Last night's SNL wasn't listed as an official reunion show of the 2002-2003 season, but, yeah, that was a reunion show. Fallon trotted out names like Tiny Fey, Tracy Morgan, Horatio Sanz, Amy Poehler, Chris Kattan and Rachel Dratch -- not to mention that current cast members Seth Meyers and Fred Armisen were featured players that season, as well. Of the 10 full-time cast members during the 2002-2003 season, only Darrell Hammond, Maya Rudolph and Chris Parnell did not make an appearance last night (though Hammond did appear last week and Rudolph, the week before). Of course, this severely limited the contributions from the current cast -- but, hey, how often do you get to see every "Weekend Update" anchor since 2000 behind the desk at the same time? On to the the 10th scorecard of the season!
Sketch of the Night
"Tebow" (Taran Killam, Jason Sudeikis, Keenan Thompson, Andy Samberg) Finally, like the rest of the world, I have an excuse to write about Tim Tebow! You know, I have really nothing to say about Tim Tebow other than I find both the love and hate for this man fascinating. Tebow is a very religious fellow and after another "miracle" comeback win for the Denver Broncos, Jesus visits Tebow to ask him to tone it down a bit with the worship. Yes, Jason Sudeikis plays both Jesus and the Devil. Also, nothing against all the returning alumni, but it is fitting that the sketch of the night comes entirely from the current cast.
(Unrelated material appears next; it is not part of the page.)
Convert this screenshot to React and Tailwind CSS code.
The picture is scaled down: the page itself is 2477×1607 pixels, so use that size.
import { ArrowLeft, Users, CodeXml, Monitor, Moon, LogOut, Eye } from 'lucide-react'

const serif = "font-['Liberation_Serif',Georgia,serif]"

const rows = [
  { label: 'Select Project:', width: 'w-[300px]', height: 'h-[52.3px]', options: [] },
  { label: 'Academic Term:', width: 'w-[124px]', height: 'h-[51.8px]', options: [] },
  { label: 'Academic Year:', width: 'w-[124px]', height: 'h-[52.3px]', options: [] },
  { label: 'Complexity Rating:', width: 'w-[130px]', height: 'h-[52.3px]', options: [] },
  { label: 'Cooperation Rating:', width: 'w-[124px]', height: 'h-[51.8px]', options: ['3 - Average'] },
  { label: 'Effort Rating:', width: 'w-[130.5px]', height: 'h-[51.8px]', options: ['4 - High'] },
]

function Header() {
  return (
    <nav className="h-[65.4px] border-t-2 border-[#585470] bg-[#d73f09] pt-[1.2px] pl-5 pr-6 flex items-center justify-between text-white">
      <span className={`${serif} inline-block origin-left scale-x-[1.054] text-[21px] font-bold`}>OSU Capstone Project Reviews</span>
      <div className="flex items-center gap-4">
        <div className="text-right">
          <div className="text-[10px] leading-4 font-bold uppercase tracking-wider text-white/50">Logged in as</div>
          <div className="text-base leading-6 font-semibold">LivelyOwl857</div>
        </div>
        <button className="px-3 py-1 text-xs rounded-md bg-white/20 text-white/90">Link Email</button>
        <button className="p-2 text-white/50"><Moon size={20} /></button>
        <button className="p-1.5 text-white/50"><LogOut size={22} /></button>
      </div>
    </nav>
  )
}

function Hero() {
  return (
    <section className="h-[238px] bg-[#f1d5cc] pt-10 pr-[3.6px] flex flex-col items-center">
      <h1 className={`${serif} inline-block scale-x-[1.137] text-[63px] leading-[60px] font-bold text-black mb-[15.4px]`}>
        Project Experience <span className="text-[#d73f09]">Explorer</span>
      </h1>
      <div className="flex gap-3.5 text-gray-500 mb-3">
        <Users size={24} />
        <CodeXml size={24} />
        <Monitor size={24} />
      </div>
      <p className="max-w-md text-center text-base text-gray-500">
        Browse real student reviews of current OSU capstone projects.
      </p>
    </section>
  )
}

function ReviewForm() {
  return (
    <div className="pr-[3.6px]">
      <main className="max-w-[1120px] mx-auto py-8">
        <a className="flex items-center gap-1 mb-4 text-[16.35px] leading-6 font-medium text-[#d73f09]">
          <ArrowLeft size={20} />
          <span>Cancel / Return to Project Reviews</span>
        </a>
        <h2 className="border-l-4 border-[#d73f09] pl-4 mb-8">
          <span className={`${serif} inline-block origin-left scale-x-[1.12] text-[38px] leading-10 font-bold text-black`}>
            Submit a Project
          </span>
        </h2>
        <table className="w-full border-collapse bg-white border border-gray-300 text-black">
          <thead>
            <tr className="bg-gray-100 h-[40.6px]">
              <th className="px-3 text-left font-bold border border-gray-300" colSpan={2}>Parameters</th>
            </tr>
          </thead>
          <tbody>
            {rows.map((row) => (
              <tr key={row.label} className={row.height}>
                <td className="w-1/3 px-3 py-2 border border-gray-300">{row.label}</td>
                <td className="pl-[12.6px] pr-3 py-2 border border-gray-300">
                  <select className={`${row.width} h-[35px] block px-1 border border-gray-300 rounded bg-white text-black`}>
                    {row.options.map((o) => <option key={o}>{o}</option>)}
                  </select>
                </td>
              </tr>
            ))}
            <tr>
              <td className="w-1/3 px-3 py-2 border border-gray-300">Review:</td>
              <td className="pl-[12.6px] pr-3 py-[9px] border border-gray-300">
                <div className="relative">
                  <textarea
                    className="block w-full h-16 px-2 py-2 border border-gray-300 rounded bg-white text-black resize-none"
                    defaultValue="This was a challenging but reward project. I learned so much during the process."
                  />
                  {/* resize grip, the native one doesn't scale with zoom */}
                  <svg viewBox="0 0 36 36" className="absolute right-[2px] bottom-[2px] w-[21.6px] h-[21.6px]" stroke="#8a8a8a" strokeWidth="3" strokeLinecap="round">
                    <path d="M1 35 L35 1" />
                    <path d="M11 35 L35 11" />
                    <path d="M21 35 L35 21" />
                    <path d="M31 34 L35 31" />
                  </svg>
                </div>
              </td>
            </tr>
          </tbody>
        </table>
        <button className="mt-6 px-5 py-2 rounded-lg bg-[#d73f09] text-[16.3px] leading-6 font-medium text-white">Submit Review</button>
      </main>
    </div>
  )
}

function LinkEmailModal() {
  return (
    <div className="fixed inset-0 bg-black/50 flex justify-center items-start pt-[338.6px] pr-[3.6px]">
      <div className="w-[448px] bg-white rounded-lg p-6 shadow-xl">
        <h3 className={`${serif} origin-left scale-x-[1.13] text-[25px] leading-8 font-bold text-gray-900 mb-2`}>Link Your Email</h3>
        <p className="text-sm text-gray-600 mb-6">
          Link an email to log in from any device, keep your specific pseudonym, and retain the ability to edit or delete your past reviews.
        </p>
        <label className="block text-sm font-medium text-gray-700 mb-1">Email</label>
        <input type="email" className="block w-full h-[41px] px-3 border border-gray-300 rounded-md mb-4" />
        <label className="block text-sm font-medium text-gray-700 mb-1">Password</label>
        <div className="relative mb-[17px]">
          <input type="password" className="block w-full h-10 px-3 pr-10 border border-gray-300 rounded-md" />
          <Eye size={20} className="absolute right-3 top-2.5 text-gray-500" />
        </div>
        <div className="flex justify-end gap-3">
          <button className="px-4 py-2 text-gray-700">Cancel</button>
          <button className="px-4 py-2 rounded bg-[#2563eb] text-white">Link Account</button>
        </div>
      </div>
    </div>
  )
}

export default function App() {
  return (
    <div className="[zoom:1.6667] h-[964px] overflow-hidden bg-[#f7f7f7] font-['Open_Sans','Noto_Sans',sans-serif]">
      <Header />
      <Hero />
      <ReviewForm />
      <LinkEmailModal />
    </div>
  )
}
"One Man Show" (Fred Armisen, Bill Hader, Bobby Moynihan, Vanessa Bayer) I already know there will be a lot of disagreements over this one. If you don't like Armisen's Nicholas Fehn, there's a very strong chance that you didn't like this sketch, either. But as someone who has suffered through Off Broadway productions similar to this -- yes, where the actor pretends to be part of the custodial staff before the show begins -- this is pretty dead on accurate.
"Weekend Update" (Seth Meyers, Andy Samberg, Jude Law, Tina Fey, Amy Poehler, Jimmy Fallon) I hate admitting this, but I think I enjoyed Meyers' original "Bring a toy for charity and Charity will give it to the manger," line the best. But, as stated before, we got to see every "Update" host since 2000 -- Fey, Fallon, Poehler and Meyers -- sitting behind the desk at the same time. Also, Andy Samberg as Nic Cage interviewed Jude Law as Jude Law -- who, in real life, not acting, looked like he wanted to be anywhere but right there at that moment.
"Jimmy Fallon Monologue" (Jimmy Fallon, Ensemble) As opposed to "Christmas Treat" (we'll get to that), this was just a lot of fun. I'll admit, I was kind of surprised that Fallon didn't play up the whole "It was predicted by Alec Baldwin in 1998 that I'd host the show this month" angle, but no matter! Personally, I love it when the whole cast gets to participate in something together. And if it were up to me, the cast would be gleefully dancing together onstage at the end of every monologue. Also, I loved that Fallon admitted that he ruined some of the most famous sketches in recent "SNL" memory by laughing. To be fair to Fallon, the sketches he mentioned were probably enhanced by his laughing. (Yes, he did ruin quite a few others.)
(Unfortunately, the monologue isn't available on Hulu so apologies for the YouTube video.)
"1920's Holiday Party" (Kristen Wiig, Jimmy Fallon, Bill Hader, Fred Armisen, Andy Samberg, Abby Elliott) Wiig's "don't make me sing" character is one of her few recurring characters that I enjoy (Note: I think it just officially became recurring last night). But here, Fallon kind of mucked up the proceedings. Wiig's faux-reluctant singer is a pretty nuanced thing. The problem is that Fallon's quite aggressive "don't make me dance" character just seemed kind of awkwardly spliced in. So it felt almost like there were two separate sketches going on at the same time: one in which Wiig doesn't know when to start singing "Jingle Bells" and another featuring Fallon dancing on a piano.
"Today Show" (Kristen Wiig, Nasim Pedrad, Jimmy Fallon, Bobby Moynihan, Vanessa Bayer) This week's "Ugly" was a tough choice because, luckily, there weren't any egregiously terrible sketches. And Today Show wasn't particularly bad, but it sure wasn't better than any previous installments. It's just that it's so strange watching, now, a third person play the role of Hoda Kotb. The last two, Michaela Watkins and Jenny Slate, were fired from the show. I don't think Nasim Pedrad, who was promoted to full-time cast member this year, has anything to worry about. But, still, it's weird, distracting and the show would be better off if this sketch were retired.